— Required work —
Reproduce all the entries exactly and keep the pictures out.

* Start Supplied material *

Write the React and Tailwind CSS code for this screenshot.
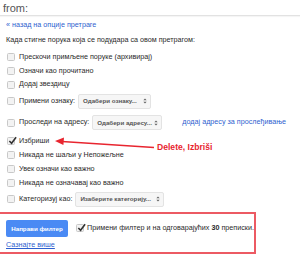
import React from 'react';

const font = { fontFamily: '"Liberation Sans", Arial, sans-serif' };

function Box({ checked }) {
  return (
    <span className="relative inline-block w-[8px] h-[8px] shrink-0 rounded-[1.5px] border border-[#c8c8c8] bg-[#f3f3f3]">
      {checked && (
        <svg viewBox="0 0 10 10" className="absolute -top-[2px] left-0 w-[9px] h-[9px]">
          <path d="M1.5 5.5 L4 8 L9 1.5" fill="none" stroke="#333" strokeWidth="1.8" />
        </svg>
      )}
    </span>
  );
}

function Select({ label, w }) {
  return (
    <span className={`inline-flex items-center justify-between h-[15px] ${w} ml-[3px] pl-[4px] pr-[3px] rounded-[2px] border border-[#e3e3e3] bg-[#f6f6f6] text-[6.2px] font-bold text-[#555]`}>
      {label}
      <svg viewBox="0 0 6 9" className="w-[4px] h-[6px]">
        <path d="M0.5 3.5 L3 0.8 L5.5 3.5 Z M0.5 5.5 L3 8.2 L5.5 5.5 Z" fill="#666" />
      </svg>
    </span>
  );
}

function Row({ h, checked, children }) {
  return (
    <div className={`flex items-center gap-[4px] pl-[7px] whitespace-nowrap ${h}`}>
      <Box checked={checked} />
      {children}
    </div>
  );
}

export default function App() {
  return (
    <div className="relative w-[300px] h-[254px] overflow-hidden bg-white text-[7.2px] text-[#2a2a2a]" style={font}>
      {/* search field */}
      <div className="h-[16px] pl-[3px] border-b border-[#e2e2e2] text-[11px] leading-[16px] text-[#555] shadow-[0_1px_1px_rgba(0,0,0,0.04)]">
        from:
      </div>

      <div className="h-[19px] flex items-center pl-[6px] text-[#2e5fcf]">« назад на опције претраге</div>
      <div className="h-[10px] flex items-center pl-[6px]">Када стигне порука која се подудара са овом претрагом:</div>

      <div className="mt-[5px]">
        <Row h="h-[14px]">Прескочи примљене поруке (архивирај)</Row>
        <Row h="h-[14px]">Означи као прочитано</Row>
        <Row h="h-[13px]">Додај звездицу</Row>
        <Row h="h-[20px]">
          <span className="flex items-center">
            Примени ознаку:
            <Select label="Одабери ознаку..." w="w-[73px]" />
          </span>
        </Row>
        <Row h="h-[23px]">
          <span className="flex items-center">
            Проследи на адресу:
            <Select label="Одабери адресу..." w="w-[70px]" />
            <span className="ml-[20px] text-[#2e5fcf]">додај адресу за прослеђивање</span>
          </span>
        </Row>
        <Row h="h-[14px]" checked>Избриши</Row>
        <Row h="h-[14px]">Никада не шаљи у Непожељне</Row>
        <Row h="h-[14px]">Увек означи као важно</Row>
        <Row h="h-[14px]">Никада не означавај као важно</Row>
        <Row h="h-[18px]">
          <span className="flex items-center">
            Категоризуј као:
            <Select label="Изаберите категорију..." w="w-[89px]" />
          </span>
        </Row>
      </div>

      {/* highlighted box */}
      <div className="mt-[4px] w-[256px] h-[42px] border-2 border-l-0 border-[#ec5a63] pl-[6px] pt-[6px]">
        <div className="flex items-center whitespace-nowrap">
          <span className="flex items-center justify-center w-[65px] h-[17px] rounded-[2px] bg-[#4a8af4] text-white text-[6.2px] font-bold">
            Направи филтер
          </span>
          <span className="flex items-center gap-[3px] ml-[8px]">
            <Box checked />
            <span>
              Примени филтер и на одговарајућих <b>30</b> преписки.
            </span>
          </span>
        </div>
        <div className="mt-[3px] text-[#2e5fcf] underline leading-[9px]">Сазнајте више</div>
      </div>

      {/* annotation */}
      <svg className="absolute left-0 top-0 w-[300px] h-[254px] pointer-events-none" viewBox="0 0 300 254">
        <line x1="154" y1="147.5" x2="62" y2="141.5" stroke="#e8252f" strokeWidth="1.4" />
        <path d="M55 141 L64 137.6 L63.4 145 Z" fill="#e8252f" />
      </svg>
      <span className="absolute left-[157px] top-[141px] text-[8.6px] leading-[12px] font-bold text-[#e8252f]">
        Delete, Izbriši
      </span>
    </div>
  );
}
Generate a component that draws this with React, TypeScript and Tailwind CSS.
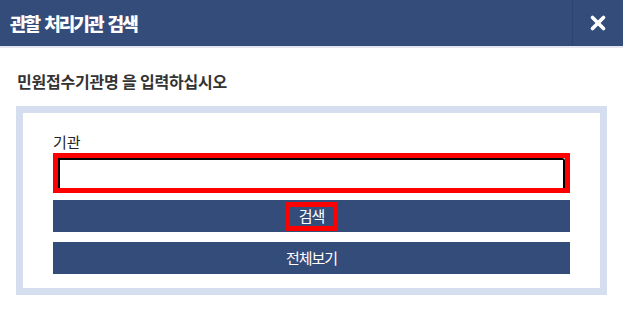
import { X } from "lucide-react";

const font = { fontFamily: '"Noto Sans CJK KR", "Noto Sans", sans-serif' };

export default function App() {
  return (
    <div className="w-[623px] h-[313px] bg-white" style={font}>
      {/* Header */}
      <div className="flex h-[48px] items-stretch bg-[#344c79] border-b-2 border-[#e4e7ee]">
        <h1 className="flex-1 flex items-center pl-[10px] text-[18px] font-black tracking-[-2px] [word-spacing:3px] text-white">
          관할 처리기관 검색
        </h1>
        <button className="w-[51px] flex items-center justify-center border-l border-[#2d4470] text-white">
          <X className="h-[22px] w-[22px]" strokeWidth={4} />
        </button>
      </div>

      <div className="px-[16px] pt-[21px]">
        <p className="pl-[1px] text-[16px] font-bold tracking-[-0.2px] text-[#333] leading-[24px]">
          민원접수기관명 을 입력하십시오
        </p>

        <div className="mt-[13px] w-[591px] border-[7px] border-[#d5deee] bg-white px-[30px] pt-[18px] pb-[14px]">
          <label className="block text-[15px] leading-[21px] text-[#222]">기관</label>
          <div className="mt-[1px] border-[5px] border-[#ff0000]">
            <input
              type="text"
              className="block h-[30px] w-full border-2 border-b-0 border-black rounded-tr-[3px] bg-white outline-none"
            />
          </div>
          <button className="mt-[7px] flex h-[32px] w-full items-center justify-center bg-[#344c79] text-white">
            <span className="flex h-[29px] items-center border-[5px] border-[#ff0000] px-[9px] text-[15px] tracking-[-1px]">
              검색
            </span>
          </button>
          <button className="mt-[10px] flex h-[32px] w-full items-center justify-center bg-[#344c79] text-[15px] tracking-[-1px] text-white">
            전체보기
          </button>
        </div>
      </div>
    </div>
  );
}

* End Supplied material *

— Exercise solution —
Write the React and Tailwind CSS code for this screenshot.
import React from 'react';

const font = { fontFamily: '"Liberation Sans", Arial, sans-serif' };

function Box({ checked }) {
  return (
    <span className="relative inline-block w-[8px] h-[8px] shrink-0 rounded-[1.5px] border border-[#c8c8c8] bg-[#f3f3f3]">
      {checked && (
        <svg viewBox="0 0 10 10" className="absolute -top-[2px] left-0 w-[9px] h-[9px]">
          <path d="M1.5 5.5 L4 8 L9 1.5" fill="none" stroke="#333" strokeWidth="1.8" />
        </svg>
      )}
    </span>
  );
}

function Select({ label, w }) {
  return (
    <span className={`inline-flex items-center justify-between h-[15px] ${w} ml-[3px] pl-[4px] pr-[3px] rounded-[2px] border border-[#e3e3e3] bg-[#f6f6f6] text-[6.2px] font-bold text-[#555]`}>
      {label}
      <svg viewBox="0 0 6 9" className="w-[4px] h-[6px]">
        <path d="M0.5 3.5 L3 0.8 L5.5 3.5 Z M0.5 5.5 L3 8.2 L5.5 5.5 Z" fill="#666" />
      </svg>
    </span>
  );
}

function Row({ h, checked, children }) {
  return (
    <div className={`flex items-center gap-[4px] pl-[7px] whitespace-nowrap ${h}`}>
      <Box checked={checked} />
      {children}
    </div>
  );
}

export default function App() {
  return (
    <div className="relative w-[300px] h-[254px] overflow-hidden bg-white text-[7.2px] text-[#2a2a2a]" style={font}>
      {/* search field */}
      <div className="h-[16px] pl-[3px] border-b border-[#e2e2e2] text-[11px] leading-[16px] text-[#555] shadow-[0_1px_1px_rgba(0,0,0,0.04)]">
        from:
      </div>

      <div className="h-[19px] flex items-center pl-[6px] text-[#2e5fcf]">« назад на опције претраге</div>
      <div className="h-[10px] flex items-center pl-[6px]">Када стигне порука која се подудара са овом претрагом:</div>

      <div className="mt-[5px]">
        <Row h="h-[14px]">Прескочи примљене поруке (архивирај)</Row>
        <Row h="h-[14px]">Означи као прочитано</Row>
        <Row h="h-[13px]">Додај звездицу</Row>
        <Row h="h-[20px]">
          <span className="flex items-center">
            Примени ознаку:
            <Select label="Одабери ознаку..." w="w-[73px]" />
          </span>
        </Row>
        <Row h="h-[23px]">
          <span className="flex items-center">
            Проследи на адресу:
            <Select label="Одабери адресу..." w="w-[70px]" />
            <span className="ml-[20px] text-[#2e5fcf]">додај адресу за прослеђивање</span>
          </span>
        </Row>
        <Row h="h-[14px]" checked>Избриши</Row>
        <Row h="h-[14px]">Никада не шаљи у Непожељне</Row>
        <Row h="h-[14px]">Увек означи као важно</Row>
        <Row h="h-[14px]">Никада не означавај као важно</Row>
        <Row h="h-[18px]">
          <span className="flex items-center">
            Категоризуј као:
            <Select label="Изаберите категорију..." w="w-[89px]" />
          </span>
        </Row>
      </div>

      {/* highlighted box */}
      <div className="mt-[4px] w-[256px] h-[42px] border-2 border-l-0 border-[#ec5a63] pl-[6px] pt-[6px]">
        <div className="flex items-center whitespace-nowrap">
          <span className="flex items-center justify-center w-[65px] h-[17px] rounded-[2px] bg-[#4a8af4] text-white text-[6.2px] font-bold">
            Направи филтер
          </span>
          <span className="flex items-center gap-[3px] ml-[8px]">
            <Box checked />
            <span>
              Примени филтер и на одговарајућих <b>30</b> преписки.
            </span>
          </span>
        </div>
        <div className="mt-[3px] text-[#2e5fcf] underline leading-[9px]">Сазнајте више</div>
      </div>

      {/* annotation */}
      <svg className="absolute left-0 top-0 w-[300px] h-[254px] pointer-events-none" viewBox="0 0 300 254">
        <line x1="154" y1="147.5" x2="62" y2="141.5" stroke="#e8252f" strokeWidth="1.4" />
        <path d="M55 141 L64 137.6 L63.4 145 Z" fill="#e8252f" />
      </svg>
      <span className="absolute left-[157px] top-[141px] text-[8.6px] leading-[12px] font-bold text-[#e8252f]">
        Delete, Izbriši
      </span>
    </div>
  );
}
Generate a component that draws this with React, TypeScript and Tailwind CSS.
import { X } from "lucide-react";

const font = { fontFamily: '"Noto Sans CJK KR", "Noto Sans", sans-serif' };

export default function App() {
  return (
    <div className="w-[623px] h-[313px] bg-white" style={font}>
      {/* Header */}
      <div className="flex h-[48px] items-stretch bg-[#344c79] border-b-2 border-[#e4e7ee]">
        <h1 className="flex-1 flex items-center pl-[10px] text-[18px] font-black tracking-[-2px] [word-spacing:3px] text-white">
          관할 처리기관 검색
        </h1>
        <button className="w-[51px] flex items-center justify-center border-l border-[#2d4470] text-white">
          <X className="h-[22px] w-[22px]" strokeWidth={4} />
        </button>
      </div>

      <div className="px-[16px] pt-[21px]">
        <p className="pl-[1px] text-[16px] font-bold tracking-[-0.2px] text-[#333] leading-[24px]">
          민원접수기관명 을 입력하십시오
        </p>

        <div className="mt-[13px] w-[591px] border-[7px] border-[#d5deee] bg-white px-[30px] pt-[18px] pb-[14px]">
          <label className="block text-[15px] leading-[21px] text-[#222]">기관</label>
          <div className="mt-[1px] border-[5px] border-[#ff0000]">
            <input
              type="text"
              className="block h-[30px] w-full border-2 border-b-0 border-black rounded-tr-[3px] bg-white outline-none"
            />
          </div>
          <button className="mt-[7px] flex h-[32px] w-full items-center justify-center bg-[#344c79] text-white">
            <span className="flex h-[29px] items-center border-[5px] border-[#ff0000] px-[9px] text-[15px] tracking-[-1px]">
              검색
            </span>
          </button>
          <button className="mt-[10px] flex h-[32px] w-full items-center justify-center bg-[#344c79] text-[15px] tracking-[-1px] text-white">
            전체보기
          </button>
        </div>
      </div>
    </div>
  );
}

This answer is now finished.